The Philadelphia discount retailer announced a secondary offering of 7 million shares Tuesday. Most of the stock is coming from Advent, which is selling about 5.6 million shares, according to a Jan. 15 regulatory filing. At $31.48, the proposed maximum offering price, Advent could realize about $176.3 million from the sale.
The secondary sale will reduce Advent’s stake in Five Below to about 21.3 million shares, or 39.4%, from 26.8 million or 49.7%. LLR Capital is also selling a small chunk, about 400,000 shares.
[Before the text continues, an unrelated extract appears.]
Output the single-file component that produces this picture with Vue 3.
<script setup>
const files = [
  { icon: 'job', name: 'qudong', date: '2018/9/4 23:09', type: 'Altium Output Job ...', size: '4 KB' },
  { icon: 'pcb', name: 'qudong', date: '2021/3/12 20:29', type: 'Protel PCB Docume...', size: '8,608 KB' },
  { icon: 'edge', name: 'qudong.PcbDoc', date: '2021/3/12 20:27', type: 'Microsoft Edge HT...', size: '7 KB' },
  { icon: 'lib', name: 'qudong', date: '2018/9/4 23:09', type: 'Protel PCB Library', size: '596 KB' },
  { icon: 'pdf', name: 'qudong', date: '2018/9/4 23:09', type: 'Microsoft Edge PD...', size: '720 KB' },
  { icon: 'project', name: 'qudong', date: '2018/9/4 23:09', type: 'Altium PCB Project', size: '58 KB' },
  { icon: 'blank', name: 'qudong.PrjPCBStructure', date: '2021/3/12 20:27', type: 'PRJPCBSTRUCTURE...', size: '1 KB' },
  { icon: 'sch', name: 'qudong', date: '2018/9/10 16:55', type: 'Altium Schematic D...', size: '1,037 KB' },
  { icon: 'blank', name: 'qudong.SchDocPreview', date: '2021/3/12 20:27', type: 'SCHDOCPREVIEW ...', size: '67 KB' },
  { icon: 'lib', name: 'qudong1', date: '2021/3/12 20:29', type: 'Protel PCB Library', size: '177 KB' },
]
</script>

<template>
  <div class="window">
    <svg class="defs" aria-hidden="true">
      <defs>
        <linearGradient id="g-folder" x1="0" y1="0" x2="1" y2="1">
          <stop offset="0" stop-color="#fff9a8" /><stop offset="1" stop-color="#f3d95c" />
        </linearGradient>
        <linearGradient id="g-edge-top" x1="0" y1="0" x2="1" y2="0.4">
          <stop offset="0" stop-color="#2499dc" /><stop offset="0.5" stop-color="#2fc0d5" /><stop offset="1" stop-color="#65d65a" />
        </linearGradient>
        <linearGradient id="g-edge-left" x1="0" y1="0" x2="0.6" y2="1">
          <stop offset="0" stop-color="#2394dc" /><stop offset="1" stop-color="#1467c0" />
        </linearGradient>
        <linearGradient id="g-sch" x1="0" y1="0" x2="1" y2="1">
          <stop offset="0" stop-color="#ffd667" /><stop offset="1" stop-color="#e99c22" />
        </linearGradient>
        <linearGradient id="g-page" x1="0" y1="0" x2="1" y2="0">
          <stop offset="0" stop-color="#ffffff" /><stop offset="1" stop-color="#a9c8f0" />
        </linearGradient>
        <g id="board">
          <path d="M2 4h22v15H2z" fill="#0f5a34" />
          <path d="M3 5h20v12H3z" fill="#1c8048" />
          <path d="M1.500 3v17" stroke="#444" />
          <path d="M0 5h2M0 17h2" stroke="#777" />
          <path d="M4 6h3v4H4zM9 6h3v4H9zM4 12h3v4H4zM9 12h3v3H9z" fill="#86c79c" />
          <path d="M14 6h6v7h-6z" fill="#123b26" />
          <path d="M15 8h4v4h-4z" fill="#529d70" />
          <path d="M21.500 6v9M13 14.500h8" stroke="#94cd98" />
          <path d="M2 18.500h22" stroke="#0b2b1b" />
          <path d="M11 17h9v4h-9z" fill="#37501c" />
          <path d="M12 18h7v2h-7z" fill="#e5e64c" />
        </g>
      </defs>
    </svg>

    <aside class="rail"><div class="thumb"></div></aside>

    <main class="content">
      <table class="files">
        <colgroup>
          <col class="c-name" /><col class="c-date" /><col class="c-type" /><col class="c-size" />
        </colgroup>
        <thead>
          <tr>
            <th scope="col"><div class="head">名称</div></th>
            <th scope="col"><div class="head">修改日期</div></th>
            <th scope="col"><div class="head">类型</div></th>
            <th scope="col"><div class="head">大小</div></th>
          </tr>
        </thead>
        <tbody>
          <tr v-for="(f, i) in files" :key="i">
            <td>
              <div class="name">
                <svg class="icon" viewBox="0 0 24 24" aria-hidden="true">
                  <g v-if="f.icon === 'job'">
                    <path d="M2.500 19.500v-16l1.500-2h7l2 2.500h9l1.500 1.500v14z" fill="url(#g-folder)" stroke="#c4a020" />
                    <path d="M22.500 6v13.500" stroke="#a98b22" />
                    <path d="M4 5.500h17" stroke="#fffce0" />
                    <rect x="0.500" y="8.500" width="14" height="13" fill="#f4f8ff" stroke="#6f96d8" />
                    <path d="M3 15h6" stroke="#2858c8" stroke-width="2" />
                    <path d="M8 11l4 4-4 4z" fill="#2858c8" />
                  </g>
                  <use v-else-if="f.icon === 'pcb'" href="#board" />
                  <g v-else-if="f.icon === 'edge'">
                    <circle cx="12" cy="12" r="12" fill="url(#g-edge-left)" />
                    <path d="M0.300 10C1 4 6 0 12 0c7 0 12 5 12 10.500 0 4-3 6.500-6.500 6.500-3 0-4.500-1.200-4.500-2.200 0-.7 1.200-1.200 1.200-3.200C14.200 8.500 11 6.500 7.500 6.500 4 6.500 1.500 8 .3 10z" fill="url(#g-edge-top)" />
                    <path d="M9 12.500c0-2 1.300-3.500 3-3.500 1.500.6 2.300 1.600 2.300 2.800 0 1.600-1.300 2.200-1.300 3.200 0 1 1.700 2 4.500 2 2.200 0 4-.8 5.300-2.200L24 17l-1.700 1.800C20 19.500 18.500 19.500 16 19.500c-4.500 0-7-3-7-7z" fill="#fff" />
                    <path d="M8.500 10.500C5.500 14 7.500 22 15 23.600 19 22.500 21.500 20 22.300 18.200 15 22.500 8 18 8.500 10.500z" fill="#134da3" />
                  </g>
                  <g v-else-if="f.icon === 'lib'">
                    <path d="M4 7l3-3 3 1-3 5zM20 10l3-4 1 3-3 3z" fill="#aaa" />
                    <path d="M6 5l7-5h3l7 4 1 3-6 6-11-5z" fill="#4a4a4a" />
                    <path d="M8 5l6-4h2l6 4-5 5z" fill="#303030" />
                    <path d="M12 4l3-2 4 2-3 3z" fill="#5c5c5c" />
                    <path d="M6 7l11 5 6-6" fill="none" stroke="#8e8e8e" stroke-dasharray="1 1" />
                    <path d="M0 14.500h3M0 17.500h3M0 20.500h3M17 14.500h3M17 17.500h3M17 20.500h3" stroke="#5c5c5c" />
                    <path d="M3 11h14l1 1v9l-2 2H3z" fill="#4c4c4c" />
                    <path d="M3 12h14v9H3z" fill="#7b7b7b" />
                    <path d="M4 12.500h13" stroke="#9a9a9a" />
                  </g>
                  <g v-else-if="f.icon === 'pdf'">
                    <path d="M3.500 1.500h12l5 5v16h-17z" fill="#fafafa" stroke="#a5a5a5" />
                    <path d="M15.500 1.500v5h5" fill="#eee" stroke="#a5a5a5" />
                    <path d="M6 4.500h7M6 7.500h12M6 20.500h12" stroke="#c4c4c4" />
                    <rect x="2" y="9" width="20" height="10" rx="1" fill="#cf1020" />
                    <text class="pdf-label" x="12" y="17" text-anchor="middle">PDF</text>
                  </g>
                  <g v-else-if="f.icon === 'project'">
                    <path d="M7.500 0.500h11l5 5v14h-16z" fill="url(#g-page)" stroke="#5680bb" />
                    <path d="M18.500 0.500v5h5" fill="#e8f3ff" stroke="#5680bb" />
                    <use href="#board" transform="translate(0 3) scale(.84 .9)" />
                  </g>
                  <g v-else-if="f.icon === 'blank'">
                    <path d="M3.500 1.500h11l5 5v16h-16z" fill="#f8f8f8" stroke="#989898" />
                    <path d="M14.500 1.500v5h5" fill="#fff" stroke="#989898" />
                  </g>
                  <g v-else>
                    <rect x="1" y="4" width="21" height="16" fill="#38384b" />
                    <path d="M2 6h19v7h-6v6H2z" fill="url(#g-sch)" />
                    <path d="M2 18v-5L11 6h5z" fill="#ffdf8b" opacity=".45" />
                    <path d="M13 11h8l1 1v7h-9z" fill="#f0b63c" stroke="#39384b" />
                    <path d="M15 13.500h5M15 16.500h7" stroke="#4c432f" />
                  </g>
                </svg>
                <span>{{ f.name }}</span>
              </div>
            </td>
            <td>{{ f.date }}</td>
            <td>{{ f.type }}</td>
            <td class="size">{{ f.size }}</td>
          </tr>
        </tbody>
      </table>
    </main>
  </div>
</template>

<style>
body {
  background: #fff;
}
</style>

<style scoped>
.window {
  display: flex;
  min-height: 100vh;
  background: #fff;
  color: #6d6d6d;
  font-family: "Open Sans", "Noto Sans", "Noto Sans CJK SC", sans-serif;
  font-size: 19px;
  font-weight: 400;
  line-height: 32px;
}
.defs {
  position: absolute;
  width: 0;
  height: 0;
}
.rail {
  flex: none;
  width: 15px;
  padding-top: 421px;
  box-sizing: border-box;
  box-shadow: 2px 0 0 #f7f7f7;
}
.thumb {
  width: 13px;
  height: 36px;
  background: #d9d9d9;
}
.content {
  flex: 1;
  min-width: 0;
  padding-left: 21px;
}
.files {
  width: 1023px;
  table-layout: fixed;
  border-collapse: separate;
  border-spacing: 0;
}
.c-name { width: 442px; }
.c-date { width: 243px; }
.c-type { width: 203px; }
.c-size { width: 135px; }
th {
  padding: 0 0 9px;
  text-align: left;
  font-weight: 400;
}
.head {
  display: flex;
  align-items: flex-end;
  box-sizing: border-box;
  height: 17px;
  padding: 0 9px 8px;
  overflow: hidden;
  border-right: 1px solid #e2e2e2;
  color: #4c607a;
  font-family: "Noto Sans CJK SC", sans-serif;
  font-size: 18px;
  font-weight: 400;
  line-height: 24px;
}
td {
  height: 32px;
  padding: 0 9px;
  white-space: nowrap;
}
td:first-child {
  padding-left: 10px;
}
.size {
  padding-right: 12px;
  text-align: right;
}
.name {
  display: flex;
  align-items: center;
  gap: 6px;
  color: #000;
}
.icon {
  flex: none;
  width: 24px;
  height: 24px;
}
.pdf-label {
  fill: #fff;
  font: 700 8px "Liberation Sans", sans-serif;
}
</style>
LLR’s stake will fall to 6.9% from 7.6%.
Five Below, which sells “extreme value merchandise” like soccer balls or sandals for $5 or less, went public in July at $17 a share. The offering surged nealry 56% its first day.
On Wednesday, the retailer’s stock gained $2.57, or 8.07%, to $34.40 in afternoon trading.
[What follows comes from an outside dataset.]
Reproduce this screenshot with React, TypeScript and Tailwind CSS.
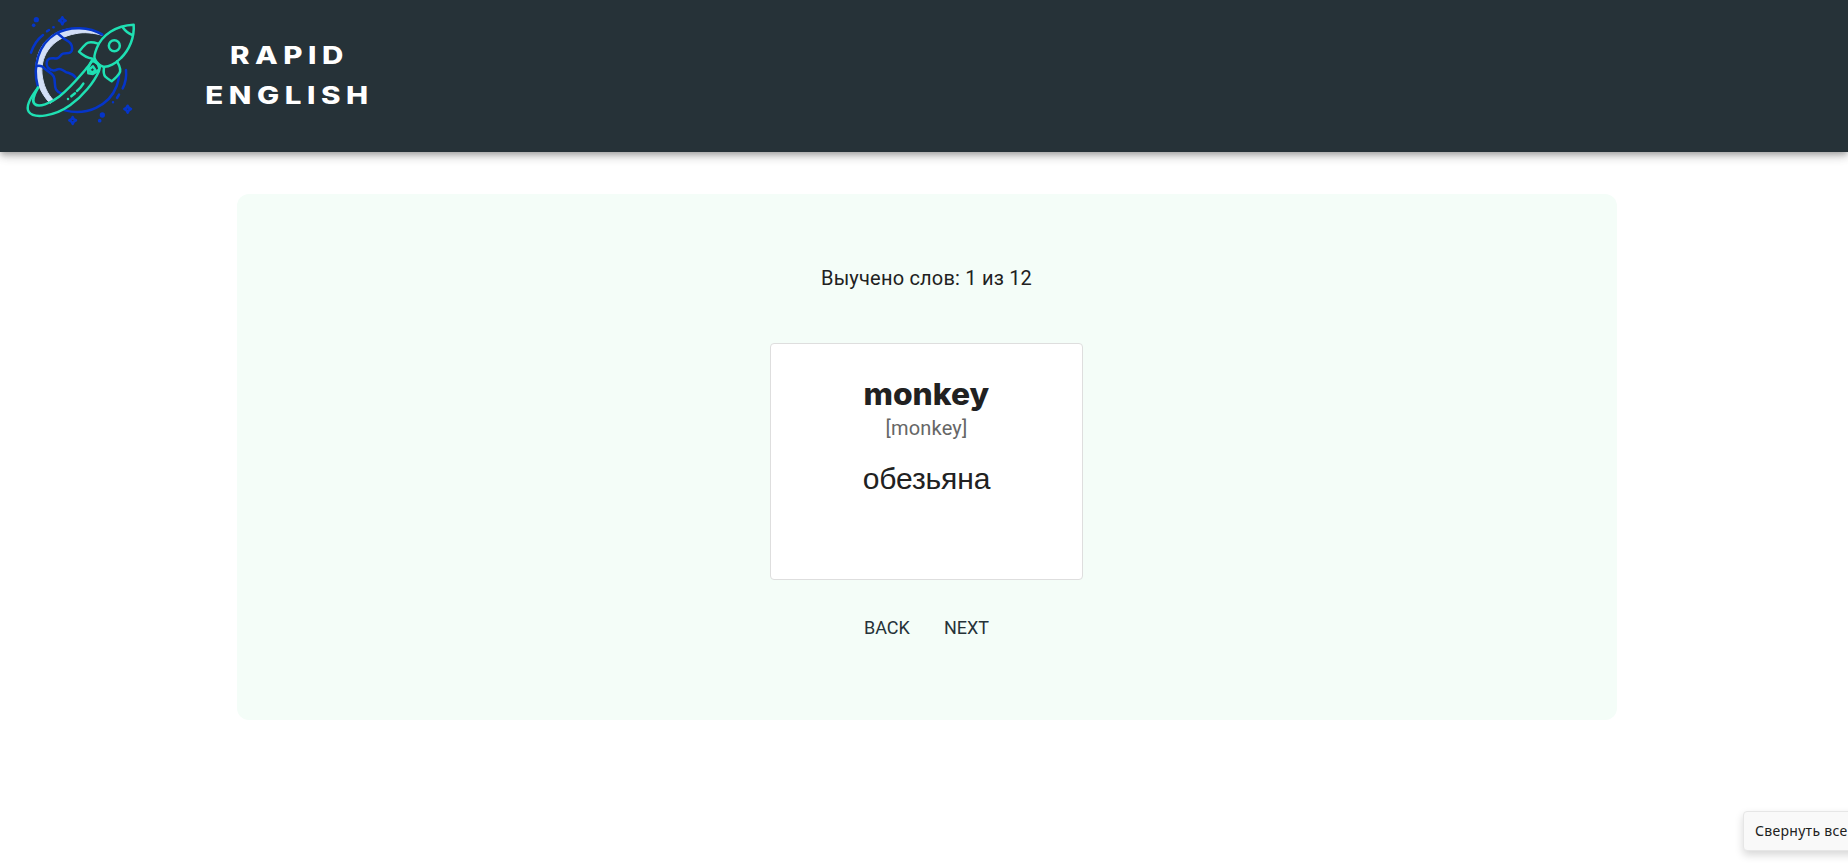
function Logo() {
  return (
    <svg viewBox="0 0 420 420" className="block size-[140px]" fill="none" strokeLinecap="round" strokeLinejoin="round">
      <path d="M78 198C80 140 122 92 182 86C218 82 255 92 277 106C252 99 222 95 197 101C132 112 91 161 96 222C100 256 112 282 131 301L120 310C88 275 75 237 78 198Z" fill="#d3dff7" stroke="#d3dff7" strokeWidth="3" />
      <g stroke="#0535c9" strokeWidth="7.5">
        <path d="M277 104C240 80 178 77 136 102C86 132 67 199 83 258" />
        <path d="M165 331C228 348 298 318 320 258C324 246 327 236 327 225" />
        <path d="M144 101C156 113 165 119 175 124C185 131 189 144 185 153C180 163 168 158 159 161C150 164 151 173 142 175C132 177 128 172 118 176C109 180 107 194 114 203C122 212 132 214 142 208C151 203 158 211 166 215C173 220 186 217 197 233" />
        <path d="M81 198C90 196 98 199 104 206C112 214 125 218 131 229C137 242 132 256 138 268C144 278 150 278 156 281" />
        <path d="M63 158C70 137 82 118 99 105M111 94L117 90M130 82L131 82" />
        <path d="M348 210C350 232 345 252 338 265M327 284L321 294M309 307L309 307" />
      </g>
      <g stroke="#0535c9" strokeWidth="7.5">
        <path d="M157 52Q159 60 167 62Q159 65 157 73Q155 65 147 62Q155 60 157 52Z" />
        <path d="M188 351Q190 359 198 361Q190 364 188 372Q186 364 178 361Q186 359 188 351Z" />
        <path d="M353 317Q355 325 363 327Q355 330 353 338Q351 330 343 327Q351 325 353 317Z" />
      </g>
      <g fill="#0535c9">
        <circle cx="79" cy="59" r="8" />
        <circle cx="71" cy="76" r="5.5" />
        <circle cx="277" cy="345" r="8" />
        <circle cx="269" cy="362" r="5.5" />
      </g>
      <g stroke="#1fe0b3" strokeWidth="7.5">
        <path d="M371 74C318 76 275 105 260 145C254 160 250 171 255 178C260 189 272 198 280 200C295 202 318 190 333 174C358 149 374 112 371 74Z" />
        <path d="M338 82C345 92 356 101 367 105" />
        <circle cx="313" cy="137" r="16.5" />
        <path d="M264 131C249 126 237 124 229 131C221 138 214 146 207 155C217 165 230 174 248 176" />
        <path d="M282 202C280 215 281 224 286 230C292 236 299 240 305 244C313 237 322 230 328 220C335 210 328 196 321 184" />
        <path d="M84 263C62 291 46 319 56 335C72 359 137 347 180 316C220 287 252 246 266 215C269 208 269 202 265 197" />
        <path d="M84 263C72 285 64 303 74 312C86 324 121 310 147 290C180 265 209 229 234 200C240 193 242 188 246 181" />
        <path d="M249 183C239 188 237 198 234 207L235 220L249 222C259 217 267 213 270 201C266 192 258 186 249 183Z" />
        <path d="M249 199L257 211L246 218L237 209Z" />
        <path d="M251 180L270 199" />
        <path d="M220 251C214 261 208 267 201 273M195 280L184 289M174 297L174 297" />
      </g>
    </svg>
  );
}

export default function App() {
  return (
    <div className="flex h-[863px] flex-col overflow-hidden bg-white font-['Roboto',sans-serif] text-[#212121]">
      <header className="flex h-[152px] shrink-0 items-start bg-[#263238] pl-[10px] shadow-[0_3px_5px_-1px_rgba(0,0,0,0.2),0_5px_8px_0_rgba(0,0,0,0.14),0_1px_14px_0_rgba(0,0,0,0.12)]">
        <Logo />
        <h1 className="ml-[33px] flex w-[206px] flex-col items-center pt-[36px] font-['Inter',sans-serif] text-[24px] leading-10 font-extrabold tracking-[4.5px] text-white">
          <span className="-mr-[6px] block scale-x-[1.23]">RAPID</span>
          <span className="-mr-[6px] block scale-x-[1.23]">ENGLISH</span>
        </h1>
      </header>
      <main className="mt-[42px] ml-[237px] flex h-[526px] w-[1380px] shrink-0 flex-col items-center rounded-xl bg-[#f4fdf8] pr-px">
        <p className="mt-[68px] text-[20px] leading-8 tracking-[0.2px]">Выучено слов: 1 из 12</p>
        <section className="mt-[49px] flex h-[237px] w-[313px] flex-col items-center rounded-[4px] border border-[#dedede] bg-white">
          <h2 className="mt-[30px] scale-x-[1.06] font-['Inter',sans-serif] text-[30px] leading-10 font-extrabold">monkey</h2>
          <p className="mt-[-2px] text-[20px] leading-8 tracking-[0.2px] text-[#666]">[monkey]</p>
          <p className="mt-[15px] font-['Liberation_Sans',sans-serif] text-[30px] leading-10 tracking-[-0.1px]">обезьяна</p>
        </section>
        <div className="mt-[32px] flex gap-[34px] text-[18px] leading-8 text-[#263238]">
          <button type="button">BACK</button>
          <button type="button">NEXT</button>
        </div>
      </main>
      <div className="mt-[91px] ml-[1743px] flex h-[40px] w-[120px] shrink-0 items-center rounded-[4px] border border-[#e6e6e6] bg-[#f9f9f9] pb-[2px] pl-[11px] font-['Noto_Sans',sans-serif] text-[14px] tracking-[0.3px] whitespace-nowrap shadow-[0_4px_8px_rgba(0,0,0,0.16)]">
        Свернуть все
      </div>
    </div>
  );
}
Advent acquired a majority stake in Five Below in October 2010. The PE firm invested $192.9 million of equity in the deal, while the Sargent Family put in $1.1 million, regulatory filings say.
Advent has already received back more than half of the money it provided. In May, Five Below paid out a “special dividend” of about $99.5 million, SEC filings say. LLR received $9.5 million, while Advent got about $62.2 million, peHUB has reported. (Five Below paid out another “special dividend” in 2010 of $196.7 million, but Advent wasn’t a shareholder at the time).
Advent also unloaded a small piece, about 2.84 million shares, in the Five Below IPO. At the time, it stood to make $47.6 million from the sale (at $17 each).
In all, Advent could realize $286.1 million from the dividend and stock sales. The firm’s remaining stake in Five Below, of 21.3 million shares, is valued at roughly $732.7 million. Including realized and unrealized gains, Advent could make 5.3x the money it invested.